Data block:
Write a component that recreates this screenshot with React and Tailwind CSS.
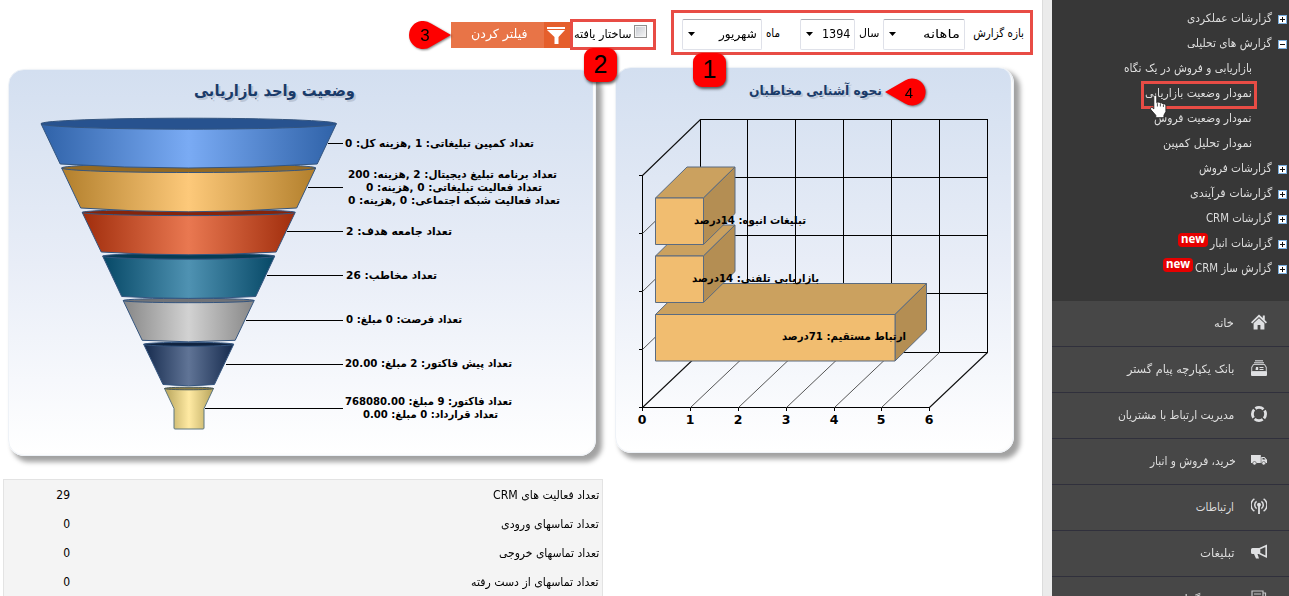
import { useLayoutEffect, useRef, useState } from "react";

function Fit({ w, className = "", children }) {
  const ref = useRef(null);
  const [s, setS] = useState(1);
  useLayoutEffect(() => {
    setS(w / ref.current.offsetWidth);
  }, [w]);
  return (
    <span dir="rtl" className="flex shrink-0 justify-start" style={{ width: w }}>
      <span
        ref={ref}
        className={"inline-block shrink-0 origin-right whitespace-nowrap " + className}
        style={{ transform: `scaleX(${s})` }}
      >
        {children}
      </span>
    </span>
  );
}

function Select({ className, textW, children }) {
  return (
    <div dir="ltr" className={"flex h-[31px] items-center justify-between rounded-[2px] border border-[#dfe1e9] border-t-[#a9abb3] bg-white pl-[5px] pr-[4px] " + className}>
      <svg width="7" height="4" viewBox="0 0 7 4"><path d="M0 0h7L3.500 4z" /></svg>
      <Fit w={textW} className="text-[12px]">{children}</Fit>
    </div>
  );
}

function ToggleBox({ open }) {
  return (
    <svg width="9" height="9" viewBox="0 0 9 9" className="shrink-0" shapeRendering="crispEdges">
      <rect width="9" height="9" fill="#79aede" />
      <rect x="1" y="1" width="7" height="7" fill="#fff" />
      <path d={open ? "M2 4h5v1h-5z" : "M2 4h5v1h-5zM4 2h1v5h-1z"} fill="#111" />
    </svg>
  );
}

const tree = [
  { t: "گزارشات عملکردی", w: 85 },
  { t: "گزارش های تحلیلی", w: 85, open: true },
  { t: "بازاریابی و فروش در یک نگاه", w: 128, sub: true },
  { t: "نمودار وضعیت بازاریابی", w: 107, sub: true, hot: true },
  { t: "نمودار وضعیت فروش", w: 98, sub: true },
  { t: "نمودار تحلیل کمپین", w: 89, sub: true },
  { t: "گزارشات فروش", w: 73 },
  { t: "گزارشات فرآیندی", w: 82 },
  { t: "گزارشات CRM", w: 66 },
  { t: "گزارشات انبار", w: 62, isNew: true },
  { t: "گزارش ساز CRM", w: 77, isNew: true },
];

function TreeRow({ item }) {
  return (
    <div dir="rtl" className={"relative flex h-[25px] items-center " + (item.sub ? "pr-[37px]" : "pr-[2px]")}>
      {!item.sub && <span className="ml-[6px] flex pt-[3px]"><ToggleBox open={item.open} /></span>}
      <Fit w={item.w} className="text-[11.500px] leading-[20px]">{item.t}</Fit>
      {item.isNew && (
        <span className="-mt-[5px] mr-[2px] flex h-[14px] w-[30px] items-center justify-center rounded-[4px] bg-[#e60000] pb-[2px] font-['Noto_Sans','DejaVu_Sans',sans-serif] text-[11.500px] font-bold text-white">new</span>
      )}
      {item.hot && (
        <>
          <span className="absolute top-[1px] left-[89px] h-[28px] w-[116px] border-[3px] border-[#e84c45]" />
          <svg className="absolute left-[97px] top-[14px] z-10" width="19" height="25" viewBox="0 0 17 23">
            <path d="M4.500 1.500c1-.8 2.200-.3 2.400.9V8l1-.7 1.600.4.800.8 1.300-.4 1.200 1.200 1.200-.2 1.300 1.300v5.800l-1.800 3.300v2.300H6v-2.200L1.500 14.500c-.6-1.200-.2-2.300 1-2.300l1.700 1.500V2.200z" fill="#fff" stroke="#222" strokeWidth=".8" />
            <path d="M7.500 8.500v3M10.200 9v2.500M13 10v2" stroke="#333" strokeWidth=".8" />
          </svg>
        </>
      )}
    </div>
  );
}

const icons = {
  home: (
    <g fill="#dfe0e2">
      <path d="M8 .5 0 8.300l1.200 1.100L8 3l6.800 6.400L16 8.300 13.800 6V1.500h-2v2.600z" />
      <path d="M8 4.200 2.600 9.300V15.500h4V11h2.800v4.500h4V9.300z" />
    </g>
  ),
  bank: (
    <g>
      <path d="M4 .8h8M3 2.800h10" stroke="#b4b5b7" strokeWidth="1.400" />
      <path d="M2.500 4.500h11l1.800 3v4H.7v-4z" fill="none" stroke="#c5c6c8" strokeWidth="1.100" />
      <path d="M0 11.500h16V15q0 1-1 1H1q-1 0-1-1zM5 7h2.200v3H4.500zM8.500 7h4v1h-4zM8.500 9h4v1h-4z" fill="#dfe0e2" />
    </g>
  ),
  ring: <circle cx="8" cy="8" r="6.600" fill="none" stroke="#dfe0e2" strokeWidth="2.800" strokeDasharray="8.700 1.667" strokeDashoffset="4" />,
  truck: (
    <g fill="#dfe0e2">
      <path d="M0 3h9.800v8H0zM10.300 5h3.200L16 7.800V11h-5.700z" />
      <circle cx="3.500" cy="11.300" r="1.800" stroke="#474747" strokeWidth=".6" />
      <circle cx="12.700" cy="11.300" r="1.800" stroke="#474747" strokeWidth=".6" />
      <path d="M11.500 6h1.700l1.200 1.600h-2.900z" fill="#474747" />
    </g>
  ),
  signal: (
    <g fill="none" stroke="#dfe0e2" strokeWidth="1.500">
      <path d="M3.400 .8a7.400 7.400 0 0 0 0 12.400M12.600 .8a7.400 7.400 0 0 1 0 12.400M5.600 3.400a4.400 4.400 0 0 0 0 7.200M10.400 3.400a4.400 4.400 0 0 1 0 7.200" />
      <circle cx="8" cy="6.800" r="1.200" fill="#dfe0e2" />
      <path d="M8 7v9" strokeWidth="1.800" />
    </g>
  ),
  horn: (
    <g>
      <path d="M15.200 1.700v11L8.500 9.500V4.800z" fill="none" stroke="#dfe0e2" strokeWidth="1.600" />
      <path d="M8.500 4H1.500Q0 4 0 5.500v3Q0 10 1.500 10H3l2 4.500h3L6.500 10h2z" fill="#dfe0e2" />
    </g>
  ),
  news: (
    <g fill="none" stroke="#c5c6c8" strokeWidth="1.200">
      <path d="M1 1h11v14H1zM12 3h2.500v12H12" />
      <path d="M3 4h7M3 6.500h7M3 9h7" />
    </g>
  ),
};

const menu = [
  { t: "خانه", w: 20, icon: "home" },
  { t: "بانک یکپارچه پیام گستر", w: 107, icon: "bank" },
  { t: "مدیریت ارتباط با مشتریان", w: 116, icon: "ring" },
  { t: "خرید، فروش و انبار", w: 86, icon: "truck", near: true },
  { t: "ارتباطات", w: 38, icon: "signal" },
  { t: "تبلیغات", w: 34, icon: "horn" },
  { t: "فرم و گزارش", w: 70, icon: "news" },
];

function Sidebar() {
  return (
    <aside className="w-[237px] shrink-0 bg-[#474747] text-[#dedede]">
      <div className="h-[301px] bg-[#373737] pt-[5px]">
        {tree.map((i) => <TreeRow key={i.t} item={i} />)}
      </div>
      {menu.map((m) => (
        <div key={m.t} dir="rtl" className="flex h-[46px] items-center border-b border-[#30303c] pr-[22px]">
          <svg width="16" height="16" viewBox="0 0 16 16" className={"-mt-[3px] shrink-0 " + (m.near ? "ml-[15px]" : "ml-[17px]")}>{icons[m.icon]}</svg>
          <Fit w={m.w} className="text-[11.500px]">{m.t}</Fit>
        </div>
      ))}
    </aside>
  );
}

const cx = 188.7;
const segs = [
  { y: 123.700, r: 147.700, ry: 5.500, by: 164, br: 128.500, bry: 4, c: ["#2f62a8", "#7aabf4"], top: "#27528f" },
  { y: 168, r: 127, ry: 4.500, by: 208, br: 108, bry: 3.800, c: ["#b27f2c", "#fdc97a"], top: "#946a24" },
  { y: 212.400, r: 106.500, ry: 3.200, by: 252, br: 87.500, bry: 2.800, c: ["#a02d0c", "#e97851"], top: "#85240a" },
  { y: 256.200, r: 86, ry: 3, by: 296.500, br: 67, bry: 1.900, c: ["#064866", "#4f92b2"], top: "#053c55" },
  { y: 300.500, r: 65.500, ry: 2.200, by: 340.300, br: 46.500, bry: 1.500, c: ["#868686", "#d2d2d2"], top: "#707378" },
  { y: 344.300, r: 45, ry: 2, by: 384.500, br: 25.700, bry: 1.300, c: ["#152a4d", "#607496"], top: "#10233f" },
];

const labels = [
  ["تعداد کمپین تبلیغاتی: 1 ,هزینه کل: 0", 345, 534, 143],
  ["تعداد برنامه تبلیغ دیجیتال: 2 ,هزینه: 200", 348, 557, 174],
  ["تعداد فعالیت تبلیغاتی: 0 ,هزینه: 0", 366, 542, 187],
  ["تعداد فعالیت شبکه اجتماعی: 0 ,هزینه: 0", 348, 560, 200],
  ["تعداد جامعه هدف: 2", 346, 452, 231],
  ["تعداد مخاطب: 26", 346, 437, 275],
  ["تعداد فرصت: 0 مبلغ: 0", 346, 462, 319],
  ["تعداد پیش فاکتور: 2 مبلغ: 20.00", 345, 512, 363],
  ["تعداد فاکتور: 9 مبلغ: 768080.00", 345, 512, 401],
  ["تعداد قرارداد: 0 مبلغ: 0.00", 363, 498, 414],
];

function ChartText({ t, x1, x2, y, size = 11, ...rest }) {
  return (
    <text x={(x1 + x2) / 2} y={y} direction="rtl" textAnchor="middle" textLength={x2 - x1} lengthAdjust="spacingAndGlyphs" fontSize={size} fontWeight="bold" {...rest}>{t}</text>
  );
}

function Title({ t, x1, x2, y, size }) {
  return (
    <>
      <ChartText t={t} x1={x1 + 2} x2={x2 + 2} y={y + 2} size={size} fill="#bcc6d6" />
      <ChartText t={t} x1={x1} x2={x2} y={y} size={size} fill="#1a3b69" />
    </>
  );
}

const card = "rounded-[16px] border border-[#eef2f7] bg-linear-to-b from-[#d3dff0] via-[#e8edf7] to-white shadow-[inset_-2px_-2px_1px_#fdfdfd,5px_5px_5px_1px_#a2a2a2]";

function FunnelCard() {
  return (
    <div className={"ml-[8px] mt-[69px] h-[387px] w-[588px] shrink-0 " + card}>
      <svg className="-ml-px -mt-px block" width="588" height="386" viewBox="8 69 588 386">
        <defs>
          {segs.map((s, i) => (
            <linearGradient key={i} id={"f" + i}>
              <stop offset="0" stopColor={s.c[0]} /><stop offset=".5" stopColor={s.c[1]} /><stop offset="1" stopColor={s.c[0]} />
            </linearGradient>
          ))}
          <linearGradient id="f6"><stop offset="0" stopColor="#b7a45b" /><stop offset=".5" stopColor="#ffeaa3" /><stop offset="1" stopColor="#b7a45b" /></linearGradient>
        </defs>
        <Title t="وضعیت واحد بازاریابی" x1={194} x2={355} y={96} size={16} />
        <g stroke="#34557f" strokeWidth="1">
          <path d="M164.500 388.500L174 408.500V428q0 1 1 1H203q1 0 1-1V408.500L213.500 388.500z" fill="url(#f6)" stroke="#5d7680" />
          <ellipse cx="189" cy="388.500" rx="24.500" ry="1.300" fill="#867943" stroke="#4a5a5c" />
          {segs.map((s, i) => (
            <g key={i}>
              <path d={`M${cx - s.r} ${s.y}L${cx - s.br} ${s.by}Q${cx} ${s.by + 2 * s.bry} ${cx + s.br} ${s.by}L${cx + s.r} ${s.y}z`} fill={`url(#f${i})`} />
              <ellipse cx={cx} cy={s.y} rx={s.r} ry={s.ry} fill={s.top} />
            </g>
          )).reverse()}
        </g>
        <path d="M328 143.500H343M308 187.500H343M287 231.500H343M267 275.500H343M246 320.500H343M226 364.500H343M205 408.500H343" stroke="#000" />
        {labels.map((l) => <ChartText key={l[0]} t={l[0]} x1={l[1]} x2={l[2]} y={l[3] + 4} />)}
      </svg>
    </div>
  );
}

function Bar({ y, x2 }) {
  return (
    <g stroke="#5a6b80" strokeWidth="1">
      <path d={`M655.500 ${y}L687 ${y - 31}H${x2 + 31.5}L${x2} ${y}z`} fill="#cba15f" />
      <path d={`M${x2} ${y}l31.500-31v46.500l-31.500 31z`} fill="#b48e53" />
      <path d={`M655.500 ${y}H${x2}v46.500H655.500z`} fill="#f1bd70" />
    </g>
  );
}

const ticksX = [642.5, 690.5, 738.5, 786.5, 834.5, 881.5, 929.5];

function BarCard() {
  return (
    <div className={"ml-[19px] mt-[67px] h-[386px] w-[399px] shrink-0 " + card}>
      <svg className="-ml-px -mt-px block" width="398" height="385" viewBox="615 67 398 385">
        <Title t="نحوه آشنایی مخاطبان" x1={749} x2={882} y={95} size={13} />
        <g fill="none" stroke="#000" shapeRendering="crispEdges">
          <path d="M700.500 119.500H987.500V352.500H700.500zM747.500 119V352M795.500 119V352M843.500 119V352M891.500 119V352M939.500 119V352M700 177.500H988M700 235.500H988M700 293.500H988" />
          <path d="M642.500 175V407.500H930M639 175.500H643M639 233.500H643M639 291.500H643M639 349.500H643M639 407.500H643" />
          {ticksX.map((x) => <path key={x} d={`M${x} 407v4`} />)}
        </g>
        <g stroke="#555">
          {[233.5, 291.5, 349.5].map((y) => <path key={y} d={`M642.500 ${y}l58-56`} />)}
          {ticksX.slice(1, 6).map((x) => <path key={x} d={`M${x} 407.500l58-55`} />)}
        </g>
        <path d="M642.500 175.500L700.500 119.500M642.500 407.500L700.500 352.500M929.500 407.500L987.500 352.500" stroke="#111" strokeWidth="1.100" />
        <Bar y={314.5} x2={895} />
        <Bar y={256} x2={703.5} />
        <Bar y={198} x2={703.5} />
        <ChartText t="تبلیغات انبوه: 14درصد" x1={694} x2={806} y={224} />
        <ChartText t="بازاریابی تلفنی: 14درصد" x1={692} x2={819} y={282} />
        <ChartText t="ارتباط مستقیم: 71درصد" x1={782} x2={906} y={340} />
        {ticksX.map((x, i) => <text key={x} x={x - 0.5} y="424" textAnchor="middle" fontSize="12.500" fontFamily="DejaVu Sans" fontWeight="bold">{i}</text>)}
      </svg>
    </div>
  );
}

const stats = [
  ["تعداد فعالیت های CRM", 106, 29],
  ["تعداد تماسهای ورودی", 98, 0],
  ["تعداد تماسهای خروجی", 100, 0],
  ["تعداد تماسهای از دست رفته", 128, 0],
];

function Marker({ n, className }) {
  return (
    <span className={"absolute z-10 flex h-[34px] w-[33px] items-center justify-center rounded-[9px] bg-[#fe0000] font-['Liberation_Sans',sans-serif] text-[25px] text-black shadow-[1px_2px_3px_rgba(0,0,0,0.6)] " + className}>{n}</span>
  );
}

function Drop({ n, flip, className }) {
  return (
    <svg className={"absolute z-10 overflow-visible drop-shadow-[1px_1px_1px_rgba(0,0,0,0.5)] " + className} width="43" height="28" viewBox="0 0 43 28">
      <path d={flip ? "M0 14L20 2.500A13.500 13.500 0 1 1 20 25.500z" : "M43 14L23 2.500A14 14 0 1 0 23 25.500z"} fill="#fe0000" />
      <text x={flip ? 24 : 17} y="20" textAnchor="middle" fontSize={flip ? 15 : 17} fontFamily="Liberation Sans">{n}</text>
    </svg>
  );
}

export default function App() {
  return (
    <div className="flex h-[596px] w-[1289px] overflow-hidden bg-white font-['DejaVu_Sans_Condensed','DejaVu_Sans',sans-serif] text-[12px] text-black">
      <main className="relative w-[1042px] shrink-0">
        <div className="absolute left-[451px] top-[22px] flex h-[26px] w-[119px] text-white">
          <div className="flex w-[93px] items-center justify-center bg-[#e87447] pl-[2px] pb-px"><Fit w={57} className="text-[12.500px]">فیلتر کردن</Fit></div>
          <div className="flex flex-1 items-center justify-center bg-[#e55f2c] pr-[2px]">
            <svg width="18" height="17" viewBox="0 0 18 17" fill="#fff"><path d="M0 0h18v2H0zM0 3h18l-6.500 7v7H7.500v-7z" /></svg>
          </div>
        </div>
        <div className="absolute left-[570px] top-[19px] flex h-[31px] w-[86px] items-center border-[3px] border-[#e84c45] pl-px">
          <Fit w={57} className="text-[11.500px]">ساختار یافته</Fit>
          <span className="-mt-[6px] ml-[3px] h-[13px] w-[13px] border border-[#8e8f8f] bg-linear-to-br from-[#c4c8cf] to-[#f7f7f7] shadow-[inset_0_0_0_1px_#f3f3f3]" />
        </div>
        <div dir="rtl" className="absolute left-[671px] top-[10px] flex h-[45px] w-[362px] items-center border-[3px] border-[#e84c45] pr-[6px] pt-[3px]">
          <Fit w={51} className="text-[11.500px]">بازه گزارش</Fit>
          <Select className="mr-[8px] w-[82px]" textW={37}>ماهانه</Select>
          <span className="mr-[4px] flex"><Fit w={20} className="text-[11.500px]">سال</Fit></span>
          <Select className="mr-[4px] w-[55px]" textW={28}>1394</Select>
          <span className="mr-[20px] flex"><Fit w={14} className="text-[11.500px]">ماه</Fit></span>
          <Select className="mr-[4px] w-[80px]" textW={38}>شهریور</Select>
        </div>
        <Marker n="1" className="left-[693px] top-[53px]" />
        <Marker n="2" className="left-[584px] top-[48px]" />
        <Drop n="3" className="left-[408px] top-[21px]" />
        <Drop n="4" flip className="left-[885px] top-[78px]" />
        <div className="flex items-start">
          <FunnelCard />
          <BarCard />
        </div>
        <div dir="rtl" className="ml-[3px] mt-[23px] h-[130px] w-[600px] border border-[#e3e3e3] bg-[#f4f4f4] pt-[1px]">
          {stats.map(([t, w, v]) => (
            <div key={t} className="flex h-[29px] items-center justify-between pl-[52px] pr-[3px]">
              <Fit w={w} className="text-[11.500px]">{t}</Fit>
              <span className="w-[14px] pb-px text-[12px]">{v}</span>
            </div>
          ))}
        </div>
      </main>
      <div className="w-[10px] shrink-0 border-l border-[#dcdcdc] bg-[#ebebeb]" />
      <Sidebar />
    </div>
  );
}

Task brief: Return, unchanged, the lines from the first line of the material through the line that holds "useLayoutEffect, useRef, useState", inclusive, omitting pictures.

In response:
Write a component that recreates this screenshot with React and Tailwind CSS.
import { useLayoutEffect, useRef, useState } from "react";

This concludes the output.